Segal also warned committee members to consider Vermont's recently enacted age-appropriate design law (the "kids code") and federal rules such as COPPA when drafting S.71 to avoid statutory conflicts and overlapping regulatory obligations. He said Vermont's kids-code regime gives the Attorney General rulemaking authority to help businesses determine whether they are a covered business and how to verify age online.

Committee members were split on how protective Vermont should be. One member said, "I don't think we should be leading on this," arguing for a middle path between the Senate-passed S.71 and Connecticut's more expansive 2025 language, citing potential burdens on businesses in a small state. Another member said the committee should prioritize consumer protections for sensitive categories and give consumers clear affirmative choices; "If people want to sell their data to get a deal ... I don't think it's our right to tell them they shouldn't," a member said, urging strong disclosures and tiered consent for routine versus sensitive data.

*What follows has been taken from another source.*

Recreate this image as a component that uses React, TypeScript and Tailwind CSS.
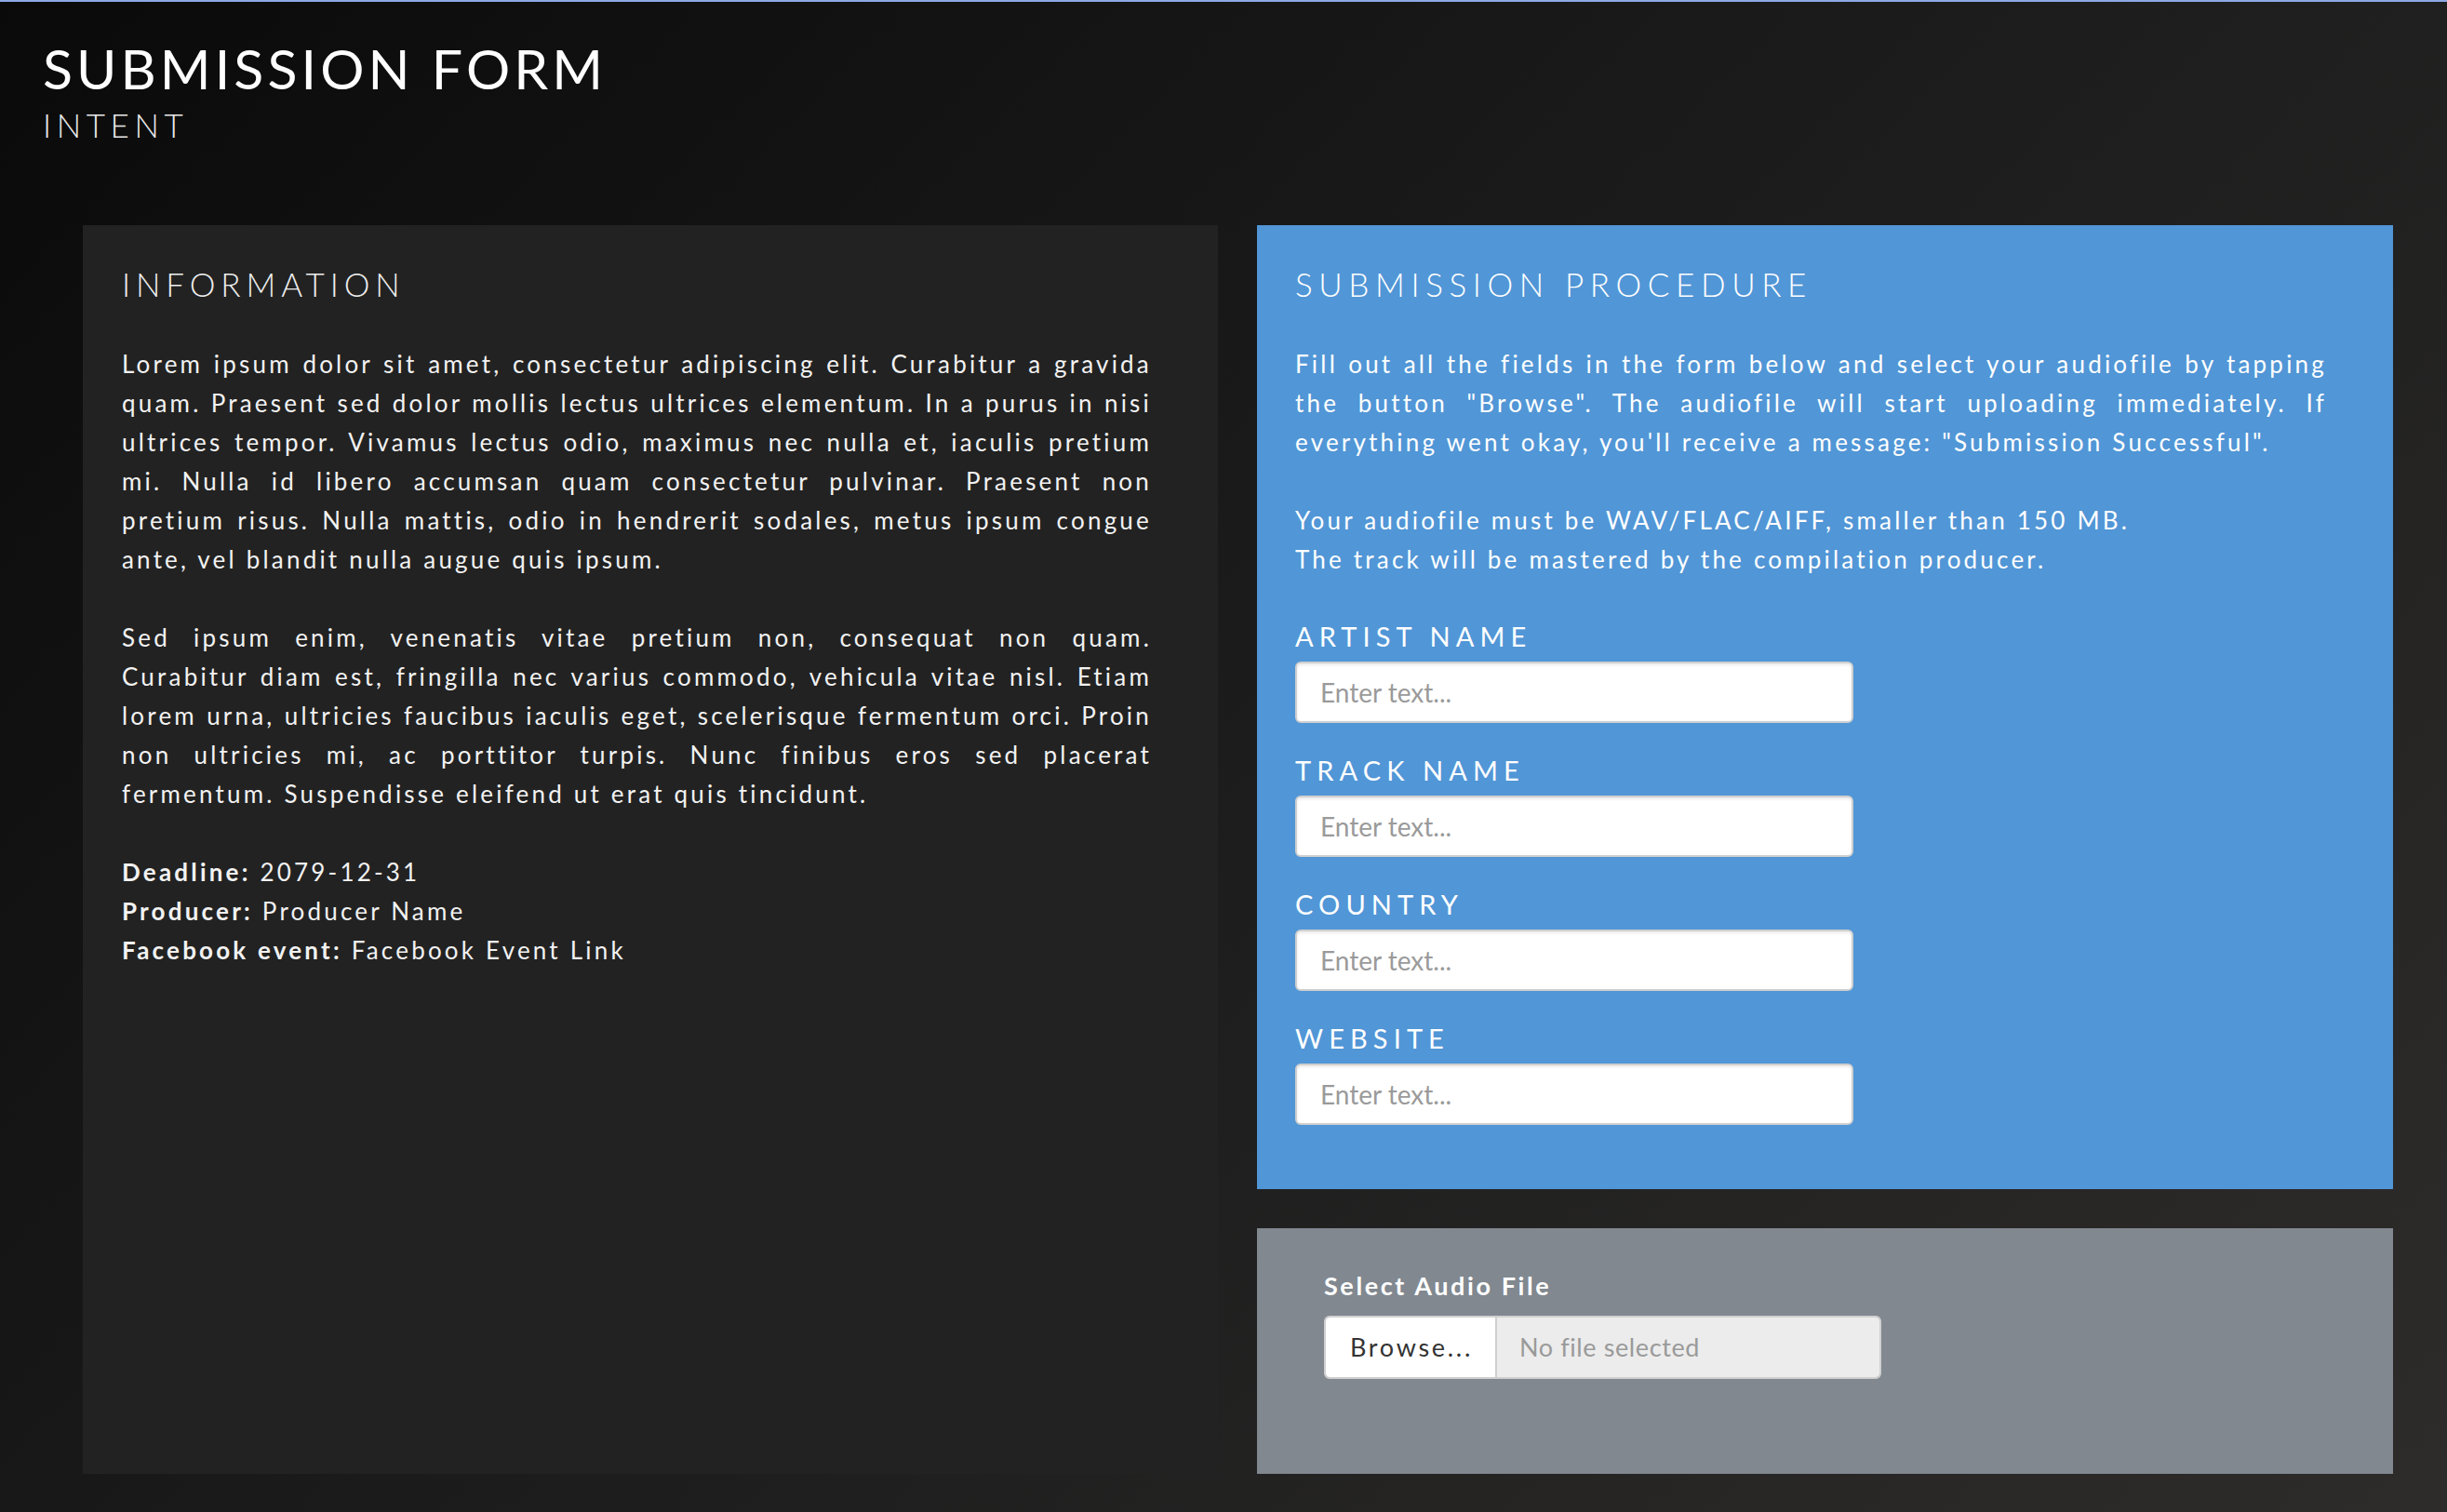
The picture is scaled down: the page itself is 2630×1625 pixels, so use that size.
import React from "react";

const FONT = { fontFamily: "Lato, 'Noto Sans', sans-serif" };

function JPara({ lines, className = "" }: { lines: string[]; className?: string }) {
  return (
    <div className={className}>
      {lines.map((l, i) => (
        <span
          key={i}
          className={
            i < lines.length - 1
              ? "block text-justify [text-align-last:justify]"
              : "block text-left"
          }
        >
          {l}
        </span>
      ))}
    </div>
  );
}

function Field({ label, first }: { label: string; first?: boolean }) {
  return (
    <div className={first ? "mt-[44px]" : "mt-[33px]"}>
      <div className="text-[29px] leading-[36px] tracking-[6.1px] text-white font-normal">
        {label}
      </div>
      <input
        type="text"
        placeholder="Enter text..."
        className="mt-[9px] block h-[66px] w-[600px] rounded-[6px] border-2 border-[#cfcfcf] bg-white px-[25px] text-[28px] text-[#333] placeholder:text-[#9a9a9a] shadow-[inset_0_2px_3px_rgba(0,0,0,0.08)] outline-none"
        style={FONT}
      />
    </div>
  );
}

export default function App() {
  const p1 = [
    "Lorem ipsum dolor sit amet, consectetur adipiscing elit. Curabitur a gravida",
    "quam. Praesent sed dolor mollis lectus ultrices elementum. In a purus in nisi",
    "ultrices tempor. Vivamus lectus odio, maximus nec nulla et, iaculis pretium",
    "mi. Nulla id libero accumsan quam consectetur pulvinar. Praesent non",
    "pretium risus. Nulla mattis, odio in hendrerit sodales, metus ipsum congue",
    "ante, vel blandit nulla augue quis ipsum.",
  ];
  const p2 = [
    "Sed ipsum enim, venenatis vitae pretium non, consequat non quam.",
    "Curabitur diam est, fringilla nec varius commodo, vehicula vitae nisl. Etiam",
    "lorem urna, ultricies faucibus iaculis eget, scelerisque fermentum orci. Proin",
    "non ultricies mi, ac porttitor turpis. Nunc finibus eros sed placerat",
    "fermentum. Suspendisse eleifend ut erat quis tincidunt.",
  ];
  const r1 = [
    "Fill out all the fields in the form below and select your audiofile by tapping",
    "the button \"Browse\". The audiofile will start uploading immediately. If",
    "everything went okay, you'll receive a message: \"Submission Successful\".",
  ];

  return (
    <div
      className="flex h-screen w-full flex-col border-t-[2px] border-[#8ea8e6] bg-[linear-gradient(135deg,#0a0a0a_0%,#1c1c1c_50%,#2e2c2b_100%)] text-white"
      style={FONT}
    >
      <header className="pl-[46px] pt-[37px]">
        <h1 className="text-[59px] leading-[70px] tracking-[4.1px] font-normal text-white">
          SUBMISSION FORM
        </h1>
        <div className="mt-[4px] text-[35px] leading-[42px] tracking-[0.16em] font-light text-[#e8e8e8]">
          INTENT
        </div>
      </header>

      <main className="mt-[87px] flex min-h-0 flex-1 gap-[42px] pl-[89px] pr-[58px] pb-[41px]">
        <section className="w-[1220px] bg-[#222222] pl-[42px] pr-[71px] pt-[42px]">
          <h2 className="text-[35px] leading-[42px] tracking-[5.9px] font-light text-[#eeeeee]">
            INFORMATION
          </h2>
          <div className="mt-[44px] text-[26px] leading-[42px] tracking-[3.2px] text-[#f2f2f2]">
            <JPara lines={p1} />
            <JPara lines={p2} className="mt-[42px]" />
            <div className="mt-[42px]">
              <div>
                <span className="font-bold">Deadline:</span> 2079-12-31
              </div>
              <div>
                <span className="font-bold">Producer:</span> Producer Name
              </div>
              <div>
                <span className="font-bold">Facebook event:</span> Facebook Event Link
              </div>
            </div>
          </div>
        </section>

        <div className="flex w-[1221px] flex-col gap-[42px]">
          <section className="flex-1 bg-[#5196d6] pl-[41px] pr-[71px] pt-[42px]">
            <h2 className="text-[35px] leading-[42px] tracking-[6.6px] font-light text-white">
              SUBMISSION PROCEDURE
            </h2>
            <div className="mt-[44px] text-[26px] leading-[42px] tracking-[3.2px] text-white">
              <JPara lines={r1} />
              <div className="mt-[42px]">
                <div>Your audiofile must be WAV/FLAC/AIFF, smaller than 150 MB.</div>
                <div>The track will be mastered by the compilation producer.</div>
              </div>
            </div>
            <Field label="ARTIST NAME" first />
            <Field label="TRACK NAME" />
            <Field label="COUNTRY" />
            <Field label="WEBSITE" />
          </section>

          <section className="h-[264px] shrink-0 bg-[#818890] pl-[72px] pt-[44px]">
            <div className="text-[27px] leading-[36px] tracking-[2.6px] font-bold text-white">
              Select Audio File
            </div>
            <div className="mt-[14px] flex h-[68px] w-[599px] overflow-hidden rounded-[6px] border-2 border-[#d0d0d0]">
              <div className="flex w-[182px] items-center bg-white pl-[26px] text-[27px] tracking-[2.7px] text-[#333]">
                Browse...
              </div>
              <div className="flex flex-1 items-center border-l-2 border-[#cfcfcf] bg-[#ececec] pl-[24px] text-[27px] tracking-[0.6px] text-[#9a9a9a]">
                No file selected
              </div>
            </div>
          </section>
        </div>
      </main>
    </div>
  );
}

On sensitive data, Segal said draft 2.3 and Maryland generally restrict processing to what is "strictly necessary" to provide a requested product or service and include a ban on the sale of sensitive data; Connecticut's approach permits opt-in for certain sensitive-data sales. Segal emphasized California's model is rule-driven, with lengthy CPPA regulations that expand definitions and enforcement expectations beyond the statute's baseline.

The committee did not vote on any changes. Chair closed the session by asking members to consider policy priorities overnight and said the committee will continue with additional testimony and targeted discussion in its next meeting, giving Segal direction for the next draft if the committee chooses a specific path.

The committee's next scheduled continuation of S.71 discussion is on the committee calendar; members also expected testimony from the Department of Labor the following morning on an unrelated agenda item.